El oficialismo se encuentra ante un dilema: si sigue administrando la devaluación del peso, dispara inflación agregada, encarece el 40 por ciento de la deuda pública (bonos que se indexan por precios), deteriora salarios, alimenta los reclamos gremiales (la CGT tiene su Comité Central Confederal el martes 14 y muchas organizaciones insisten en compensar el salario perdido con la inflación), pone en riesgo la gobernabilidad; si no lo hace, incrementa la vulnerabilidad de la producción argentina (incluyendo, por cierto, al campo, para el cual el peso de las retenciones actuales se ha vuelto ruinoso), abre un flanco en el tema del desempleo y agrave los riesgos en materia de recaudación. ¿Puede acaso actuar en el terreno comercial con la lógica del desacople que empleó en otros terrenos? ¿Levantará una muralla china en materia de intercambio? ¿Abrirá un conflicto comercial en el Mercosur precisamente cuando el mundo requiere más asociatividad, cuando la crisis reclama –como apuntaba el astuto Felipe- "gobernanza global"? En el diseño de esa gobernabilidad participarán aquellos países y grupos de países dispuestos, por fuerza y convicción, a asumir responsabilidades globales, preparados para no sentirse ajenos. Dispuestos a acoplarse, no a desacoplarse.
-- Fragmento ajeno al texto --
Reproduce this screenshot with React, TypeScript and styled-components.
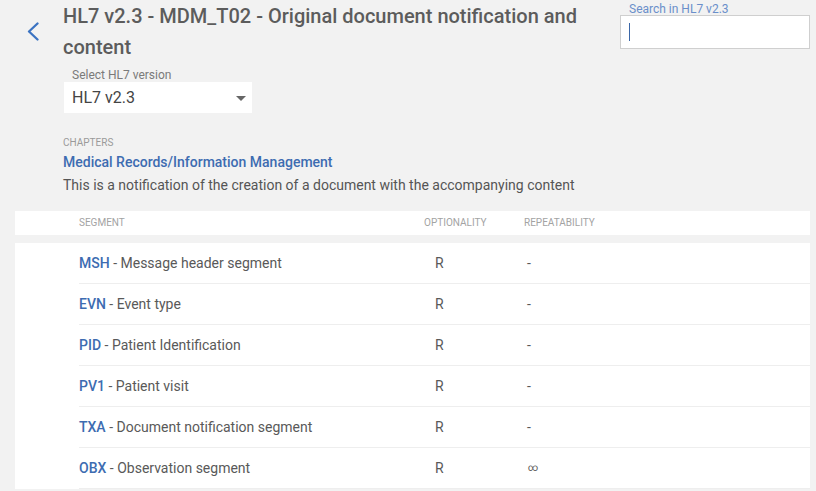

El gobierno quiere agrandar y concentrar más la caja (el proyecto de presupuesto que envió al Congreso achica a un 24,5 por ciento la coparticipación de recursos nacionales, cuando el piso legal es el 33 por ciento), pero ahora choca con los reclamos de provincias y municipios, que quieren manejar lo que, al compás del debilitamiento del poder central, han vuelto a entender que les pertenece. El oficialismo K ve con temor que le reclamarán un reparto menos concentrado de una caja que será más chica y que no puede ampliarse con mayor presión fiscal, porque esa presión ya es muy pesada para la enorme mayoría.

Ha dedicado a los subsidios (una de las "columnas del capitalismo de amigos") más fondos que a la acción social. Ahora tendrá que recortarlos, y eso resentirá las amistadas adquiridas. La obra pública seguramente se seguirá desacelerando.

Sin viento de cola, sin recursos extraordinarios, con un deprimidísimo apoyo de la opinión pública, con su credibilidad limada por escándalos como los de la efedrina, los remedios falsificados y las valijas con dólares chavistas, el gobierno tiene –como acierta la señora de Kirchner- "una oportunidad": la de demostrar si lo que llama su "modelo" funciona cuando no cuenta con condiciones excepcionalmente favorables.

El "efecto jazz" es un fenómeno de enormes dimensiones; no ocurre "afuera", no hay tabiques que lo detengan, golpea en Wall Street, en Reikiavik, la capital de Islandia o en provincias argentinas, en muchas de las cuales hay ingresos per capita inferiores a los del Africa subsahariana.

La crisis es mucho más que un relato posmoderno. Es una realidad, donde mueren las palabras huecas.

El mundo es redondo como una naranja, nomás.